Der Hinweis erschütterte Georgette. Auch schien sie die Erwähnung der Adresse auf dem Zettel zu verstören, den die Beamten in der Rue Le Sueur fanden. Was danach geschah, beschrieb Massu mit Liebe zum Detail: Petiots Hand öffnete sich, das Taschentuch fiel zu Boden, und sie verlor das Bewusstsein. Es sollte nicht ihre letzte – möglicherweise vorgetäuschte – Ohnmacht mitten in einem Verhör sein.
Frauen von Kriminellen waren – wie Massu später reflektierte – schon eine ganz spezielle „Gattung“:
Es gibt Frauen, die wie ein wildgewordener Panther ihre Männer mit ausgefahrenen Klauen verteidigen, Frauen, die sich kalt und unsensibel geben, denen man jede Information abringen und mit denen man jedes Argument diskutieren muss. Sie beantworten Fragen mit Gegenfragen. Aber es gibt auch Frauen, die die ganze Nacht über kein Wort sagen, obwohl sie vom grellen Licht einer Lampe geblendet werden. Gelegentlich begegnet man Frauen, die zutiefst erschüttert sind und voller Widerwillen erkennen, jahrelang neben einem Monster gelebt zu haben …
In welche Kategorie konnte man Georgette Petiot einordnen? Und wie stand es um Maurice? Massu setzte alles daran, das herauszufinden.

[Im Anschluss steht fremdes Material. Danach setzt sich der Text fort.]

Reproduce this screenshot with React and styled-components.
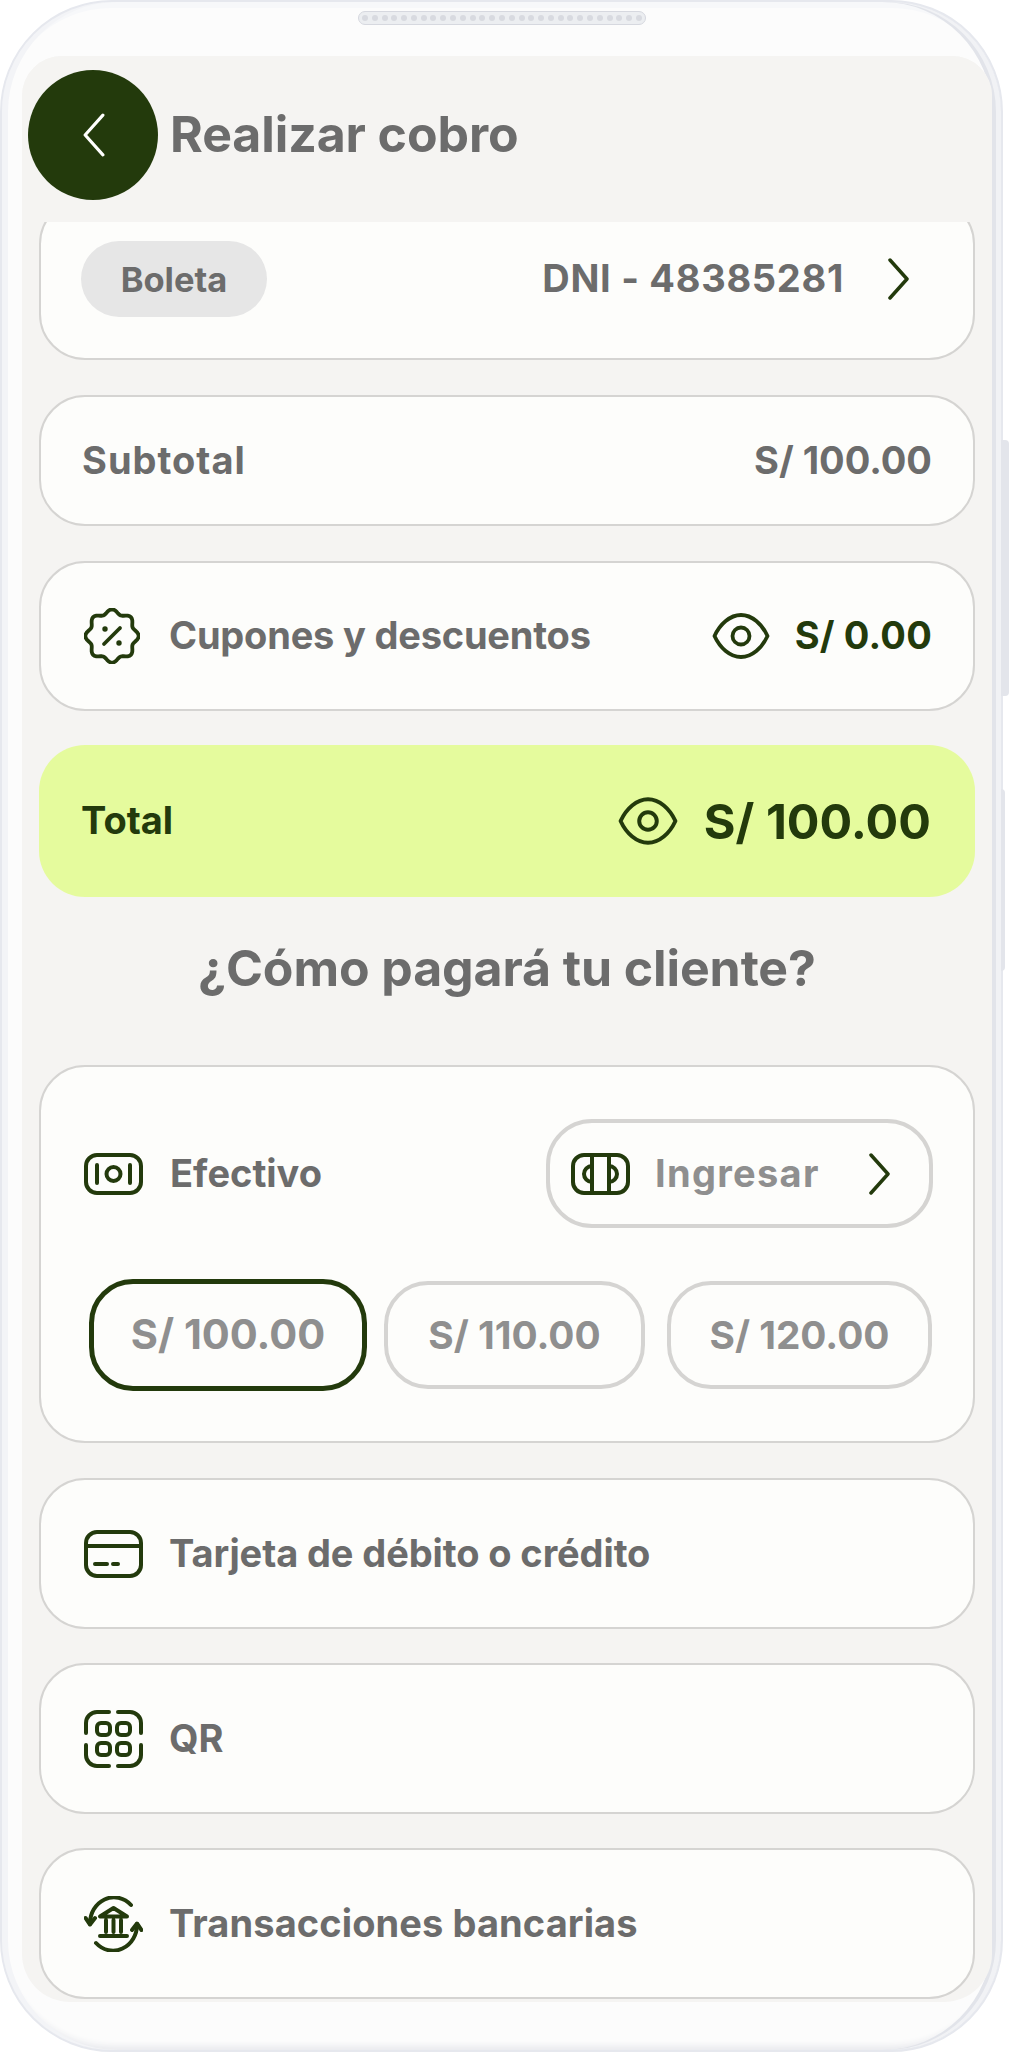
import React from 'react';
import styled, { createGlobalStyle } from 'styled-components';

const DARK = '#233a0c';
const TEXT = '#6c6c6c';
const SOFT = '#8f8f8f';
const LINE = '#d5d4d2';

const GlobalStyle = createGlobalStyle`
  html, body {
    margin: 0;
    padding: 0;
    background: #ffffff;
  }
  body {
    font-family: Inter, "Liberation Sans", sans-serif;
    font-weight: 650;
    color: ${TEXT};
  }
`;

const Phone = styled.div`
  position: relative;
  box-sizing: border-box;
  width: 1003px;
  height: 2052px;
  padding: 54px 9px 0 20px;
  background: #fcfcfc;
  border-radius: 112px;
  border: 2px solid #e6e8ee;
  box-shadow:
    inset -5px 0 0 #f1f2f5,
    inset -9px 0 0 #e2e4ea,
    inset 6px 0 0 #f3f4f7,
    inset 0 -6px 6px -2px #e9eaee,
    inset 0 6px 0 #f7f8fa;
`;

const SideButton = styled.div`
  position: absolute;
  left: 100%;
  top: ${(props) => props.$top}px;
  width: ${(props) => props.$width}px;
  height: ${(props) => props.$height}px;
  background: #e3e5eb;
  border-radius: 0 4px 4px 0;
`;

const Speaker = styled.div`
  position: absolute;
  top: 9px;
  left: 356px;
  width: 288px;
  height: 14px;
  box-sizing: border-box;
  display: flex;
  align-items: center;
  justify-content: space-between;
  padding: 0 3px;
  background: #eceef1;
  border: 1px solid #d6d8df;
  border-radius: 7px;
`;

const SpeakerDot = styled.span`
  width: 6px;
  height: 6px;
  border-radius: 50%;
  background: #d8dae0;
`;

const Screen = styled.div`
  height: 1946px;
  display: flex;
  flex-direction: column;
  overflow: hidden;
  background: #f5f4f2;
  border-radius: 40px 40px 48px 48px;
`;

const Header = styled.header`
  flex: none;
  position: relative;
  z-index: 1;
  box-sizing: border-box;
  height: 166px;
  display: flex;
  align-items: center;
  gap: 12px;
  padding: 0 0 8px 6px;
  background: #f5f4f2;
`;

const BackButton = styled.button`
  width: 130px;
  height: 130px;
  padding: 0;
  border: none;
  border-radius: 50%;
  display: flex;
  align-items: center;
  justify-content: center;
  background: ${DARK};
`;

const Title = styled.h1`
  margin: 0 0 2px;
  font-size: 50px;
  font-weight: 650;
  letter-spacing: -0.1px;
  color: ${TEXT};
`;

const Content = styled.main`
  display: flex;
  flex-direction: column;
  gap: 35px;
  padding: 0 17px;
`;

const Card = styled.section`
  box-sizing: border-box;
  height: ${(props) => props.$height}px;
  flex: none;
  display: flex;
  align-items: center;
  justify-content: space-between;
  margin-top: ${(props) => (props.$tight ? -1 : 0)}px;
  padding: 0 ${(props) => props.$right || 41}px 0 ${(props) => props.$left || 43}px;
  background: #fdfdfb;
  border: 2px solid ${LINE};
  border-radius: 46px;
`;

// The first card is scrolled partly under the header
const ScrolledCard = styled(Card)`
  margin-top: -24px;
`;

const TotalCard = styled(Card)`
  background: #e5fb9d;
  border: none;
  padding: 0 44px 0 42px;
  margin-top: -1px;
`;

const CashCard = styled.section`
  box-sizing: border-box;
  height: 378px;
  flex: none;
  padding: 52px 40px 0 43px;
  display: flex;
  flex-direction: column;
  gap: 51px;
  background: #fdfdfb;
  border: 2px solid ${LINE};
  border-radius: 46px;
`;

const CashRow = styled.div`
  display: flex;
  align-items: center;
  justify-content: space-between;
`;

const AmountRow = styled.div`
  display: flex;
  align-items: center;
  gap: 17px;
  padding-left: 5px;
`;

const Group = styled.div`
  display: flex;
  align-items: center;
  gap: ${(props) => props.$gap || 27}px;
`;

const Label = styled.span`
  padding-bottom: 2px;
  font-size: 38px;
  font-weight: 650;
  letter-spacing: ${(props) => props.$spacing || 0}px;
  color: ${(props) => props.$color || TEXT};
  white-space: nowrap;
`;

const Chip = styled.span`
  width: 186px;
  height: 76px;
  display: flex;
  align-items: center;
  justify-content: center;
  background: #e6e6e6;
  border-radius: 38px;
  font-size: 34.5px;
  color: ${TEXT};
`;

const BigAmount = styled.span`
  font-size: 48.5px;
  font-weight: 700;
  color: ${DARK};
`;

const Heading = styled.h2`
  margin: 5px 0 31px;
  height: 62px;
  line-height: 62px;
  text-align: center;
  font-size: 50px;
  font-weight: 650;
  letter-spacing: -0.1px;
  color: ${TEXT};
`;

const IngresarButton = styled.button`
  box-sizing: border-box;
  width: 387px;
  height: 109px;
  padding: 0 38px 0 21px;
  display: flex;
  align-items: center;
  gap: 25px;
  background: transparent;
  border: 4px solid ${LINE};
  border-radius: 46px;
  font: inherit;

  & > svg:last-child {
    margin-left: auto;
  }
`;

const AmountButton = styled.button`
  box-sizing: border-box;
  flex: none;
  width: ${(props) => props.$width}px;
  height: ${(props) => (props.$active ? 112 : 108)}px;
  margin-left: ${(props) => props.$shift || 0}px;
  padding: 0 0 2px;
  background: transparent;
  border: ${(props) => (props.$active ? `5px solid ${DARK}` : `4px solid ${LINE}`)};
  border-radius: 44px;
  font-family: inherit;
  font-weight: 650;
  font-size: ${(props) => (props.$active ? 41.5 : 38.8)}px;
  color: ${SOFT};
`;

const Icon = styled.svg`
  flex: none;
  display: block;
  fill: none;
  stroke: ${(props) => props.$color || DARK};
  stroke-width: ${(props) => props.$stroke || 4};
  stroke-linecap: round;
  stroke-linejoin: round;
`;

const Chevron = ({ left, color, width = 22, height = 42, stroke = 3.5 }) => (
  <Icon $color={color} $stroke={stroke} width={width} height={height} viewBox="0 0 22 42">
    {left ? <path d="M20 2 L3 21 L20 40" /> : <path d="M2 2 L19 21 L2 40" />}
  </Icon>
);

const Eye = ({ width = 58, height = 48 }) => (
  <Icon $stroke={3.8} width={width} height={height} viewBox="0 0 58 48">
    <path d="M2.5 24 C8 12 18 3 29 3 C40 3 50 12 55.5 24 C50 36 40 45 29 45 C18 45 8 36 2.5 24 Z" />
    <circle cx="29" cy="24" r="8.5" />
  </Icon>
);

// Scalloped outline of the coupon badge: a circle with eight soft lobes
const badgeOutline = Array.from({ length: 96 }, (_, i) => {
  const angle = (i / 96) * Math.PI * 2;
  const radius = 24.5 + 2.2 * Math.cos(angle * 8);
  const x = 28 + radius * Math.sin(angle);
  const y = 28 - radius * Math.cos(angle);
  return `${x.toFixed(2)},${y.toFixed(2)}`;
}).join(' ');

const BadgeIcon = () => (
  <Icon $stroke={3.8} width="56" height="56" viewBox="0 0 56 56">
    <polygon points={badgeOutline} />
    <path d="M20 36 L36 20" />
    <path d="M21 21 h.01 M35 35 h.01" strokeWidth="5.4" />
  </Icon>
);

const MoneyIcon = () => (
  <Icon width="59" height="42" viewBox="0 0 59 42">
    <rect x="2" y="2" width="55" height="38" rx="11" />
    <path d="M13 12 V30 M46 12 V30" />
    <circle cx="29.5" cy="21" r="7" />
  </Icon>
);

const NoteIcon = () => (
  <Icon width="59" height="42" viewBox="0 0 59 42">
    <rect x="2" y="2" width="55" height="38" rx="11" />
    <path d="M21 2 V40 M38 2 V40" />
    <path d="M21 13 A8 8 0 0 0 21 29 M38 13 A8 8 0 0 1 38 29" />
  </Icon>
);

const CardIcon = () => (
  <Icon width="59" height="48" viewBox="0 0 59 48">
    <rect x="2" y="2" width="55" height="44" rx="11" />
    <path d="M2 16 H57 M11 34 H23 M29 34 H34" />
  </Icon>
);

const QrIcon = () => (
  <Icon width="59" height="58" viewBox="0 0 59 58">
    <path d="M25 2 H13 A11 11 0 0 0 2 13 V23 M34 2 H46 A11 11 0 0 1 57 13 V23 M25 56 H13 A11 11 0 0 1 2 45 V35 M34 56 H46 A11 11 0 0 0 57 45 V35" />
    <rect x="13" y="13" width="13" height="12" rx="4" />
    <rect x="33" y="13" width="13" height="12" rx="4" />
    <rect x="13" y="33" width="13" height="12" rx="4" />
    <rect x="33" y="33" width="13" height="12" rx="4" />
  </Icon>
);

const BankIcon = () => (
  <Icon $stroke={4} width="59" height="56" viewBox="0 0 59 56">
    <path d="M47 9 A24 26 0 0 0 6 28" />
    <path d="M1.5 22 L6 28.5 L11 22" />
    <path d="M12 47 A24 26 0 0 0 53 28" />
    <path d="M48 34 L53 27.5 L57.5 34" />
    <path d="M29.5 12 L16 20.5 H43 Z M16 40 H43 M22 24 V36 M29.5 24 V36 M37 24 V36" />
  </Icon>
);

const speakerDots = Array.from({ length: 29 }, (_, i) => i);

const App = () => (
  <>
    <GlobalStyle />
    <Phone>
      <Speaker>
        {speakerDots.map((i) => (
          <SpeakerDot key={i} />
        ))}
      </Speaker>
      <SideButton $top={438} $width={8} $height={256} />
      <SideButton $top={787} $width={4} $height={182} />
      <Screen>
        <Header>
          <BackButton>
            <Chevron left color="#ffffff" width={23} height={44} stroke={3} />
          </BackButton>
          <Title>Realizar cobro</Title>
        </Header>
        <Content>
          <ScrolledCard $height={162} $left={40} $right={63}>
            <Chip>Boleta</Chip>
            <Group $gap={44}>
              <Label $spacing={0.7}>DNI - 48385281</Label>
              <Chevron />
            </Group>
          </ScrolledCard>
          <Card $height={131} $left={41}>
            <Label $spacing={1}>Subtotal</Label>
            <Label>S/ 100.00</Label>
          </Card>
          <Card $height={150}>
            <Group $gap={29}>
              <BadgeIcon />
              <Label $spacing={-0.2}>Cupones y descuentos</Label>
            </Group>
            <Group $gap={25}>
              <Eye />
              <Label $color={DARK} $spacing={0.2}>S/ 0.00</Label>
            </Group>
          </Card>
          <TotalCard $height={152}>
            <Label $color={DARK}>Total</Label>
            <Group $gap={26}>
              <Eye width={60} height={50} />
              <BigAmount>S/ 100.00</BigAmount>
            </Group>
          </TotalCard>
          <Heading>¿Cómo pagará tu cliente?</Heading>
          <CashCard>
            <CashRow>
              <Group $gap={27}>
                <MoneyIcon />
                <Label>Efectivo</Label>
              </Group>
              <IngresarButton>
                <NoteIcon />
                <Label $color={SOFT} $spacing={1.3}>Ingresar</Label>
                <Chevron />
              </IngresarButton>
            </CashRow>
            <AmountRow>
              <AmountButton $active $width={278}>S/ 100.00</AmountButton>
              <AmountButton $width={261}>S/ 110.00</AmountButton>
              <AmountButton $width={265} $shift={5}>S/ 120.00</AmountButton>
            </AmountRow>
          </CashCard>
          <Card $height={151}>
            <Group $gap={26}>
              <CardIcon />
              <Label $spacing={-0.1}>Tarjeta de débito o crédito</Label>
            </Group>
          </Card>
          <Card $height={151} $tight>
            <Group $gap={26}>
              <QrIcon />
              <Label>QR</Label>
            </Group>
          </Card>
          <Card $height={151} $tight>
            <Group $gap={26}>
              <BankIcon />
              <Label $spacing={0.1}>Transacciones bancarias</Label>
            </Group>
          </Card>
        </Content>
      </Screen>
    </Phone>
  </>
);

export default App;
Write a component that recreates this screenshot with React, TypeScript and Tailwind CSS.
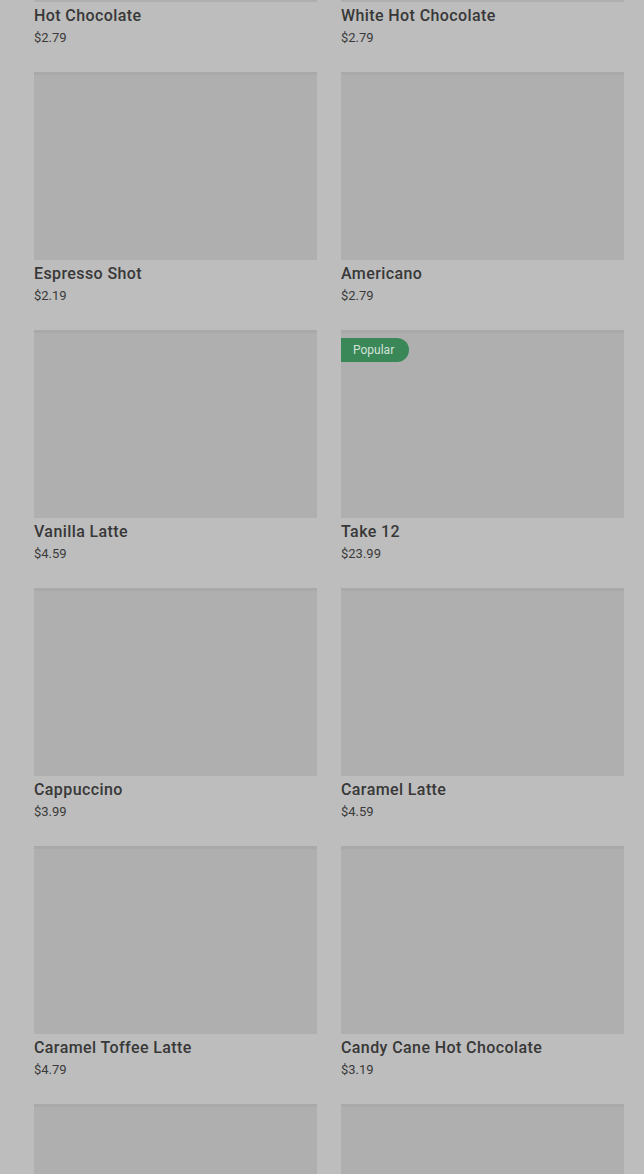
import React from "react";

type Item = { name: string; price: string; popular?: boolean; imageOnly?: boolean };

const items: Item[] = [
  { name: "Hot Chocolate", price: "$2.79" },
  { name: "White Hot Chocolate", price: "$2.79" },
  { name: "Espresso Shot", price: "$2.19" },
  { name: "Americano", price: "$2.79" },
  { name: "Vanilla Latte", price: "$4.59" },
  { name: "Take 12", price: "$23.99", popular: true },
  { name: "Cappuccino", price: "$3.99" },
  { name: "Caramel Latte", price: "$4.59" },
  { name: "Caramel Toffee Latte", price: "$4.79" },
  { name: "Candy Cane Hot Chocolate", price: "$3.19" },
  { name: "", price: "", imageOnly: true },
  { name: "", price: "", imageOnly: true },
];

function Card({ item }: { item: Item }) {
  return (
    <div className="flex flex-col">
      <div className="relative h-[188px] bg-[#afafaf] border-t-[3px] border-[#a9a9a9]">
        {item.popular && (
          <div className="absolute left-0 top-[5px] h-6 pl-3 pr-[15px] flex items-center rounded-r-full bg-[#3a8758] text-[12px] text-[#d3e3d8]">
            Popular
          </div>
        )}
      </div>
      {!item.imageOnly && (
        <div className="pt-[2px] pb-6">
          <div className="text-[16px] leading-6 font-medium tracking-[0.4px] text-[#383838]">{item.name}</div>
          <div className="text-[13px] leading-5 text-[#3a3a3a]">{item.price}</div>
        </div>
      )}
    </div>
  );
}

export default function App() {
  return (
    <div
      className="w-[644px] h-[1174px] overflow-hidden bg-[#bdbdbd]"
      style={{ fontFamily: "Roboto, 'Liberation Sans', sans-serif" }}
    >
      <div className="grid grid-cols-2 gap-x-6 pl-[34px] pr-[20px] -mt-[186px]">
        {items.map((it, i) => (
          <Card key={i} item={it} />
        ))}
      </div>
    </div>
  );
}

Der Kommissar leitete die erste Befragung von Maurice durch eine Klärung des familiären Hintergrunds ein und fand heraus, dass er, wie auch sein älterer Bruder, von der Tante Henriette Gaston aufgezogen und dem nun verstorbenen Onkel Vidal Gaston unterrichtet worden war. Die Brüder Petiot verband lange ein enges Verhältnis, sie hatten sich aber in den frühen Dreißigern auseinanderentwickelt. Seine Beziehung und die darauf folgende Heirat mit Monique hatten das Verhältnis „ein wenig abgekühlt“, wie er es darstellte. Nach der Hochzeit am 22. September 1934 unterhielten sich die Brüder fünf Jahre lang dann überhaupt nicht mehr miteinander. Nach dem Exodus im Sommer 1940 war Maurice nach eigenen Angaben wieder nach Hause zurückgekehrt und fand heraus, dass sein Warenlager geplündert worden war. Daraufhin unternahm er zur Aufstockung der Vorräte regelmäßige Reisen nach Paris, dank derer die Beziehung der Brüder zueinander wieder besser wurde. „Bei jedem Aufenthalt aß ich bei ihm zu Mittag“, schilderte Maurice die damalige Zeit und erzählte, dass darauf oft noch ein Abendessen mit Marcel, seiner Frau und dem Sohn folgte. Meist hielt er sich zweimal in der Woche in der Hauptstadt auf. Massu wollte wissen, was Maurice über die Rue Le Sueur Nummer 21 sagen könne.
Maurice erinnerte sich daran, dass sein Bruder – eventuell war es auch Georgette gewesen – irgendwann, möglicherweise 1942, über den Erwerb einer neuen Immobilie in Paris geredet hatte. Er versuchte Massu mit aller Überzeugungskraft zu vermitteln, dass sich seine Informationen zu dem Thema darauf beschränkten. „Ich wusste nicht, in welcher Straße das Haus lag, und bin niemals dort gewesen.“
Als der Kommissar ihn unter Druck setzte, änderte Maurice die Aussage. Ja, er kenne die Adresse und sei dort tatsächlich drei oder vier Mal gewesen. Im Juli oder August habe er die von Ungeziefer befallenen Möbel und Teppiche mit Schädlingsbekämpfungsmittel behandelt, wenige Monate darauf, wahrscheinlich im Dezember 1943, dann das Wasser abgestellt, da die Leitung durch den plötzlichen Wintereinbruch geborsten war. Im Jahre 1944 besichtigte er das Haus mit einem Architekten das angeblich letzte Mal, um mögliche Risse zu entdecken, da in ein benachbartes Gebäude Feuchtigkeit eindrang.
Die Frage, ob das alles sei, was er über das Stadthaus wisse, beantwortete er mit einem Ja. Massu sollte schon bald einen guten Grund haben, diese Aussage mit Skepsis zu bewerten.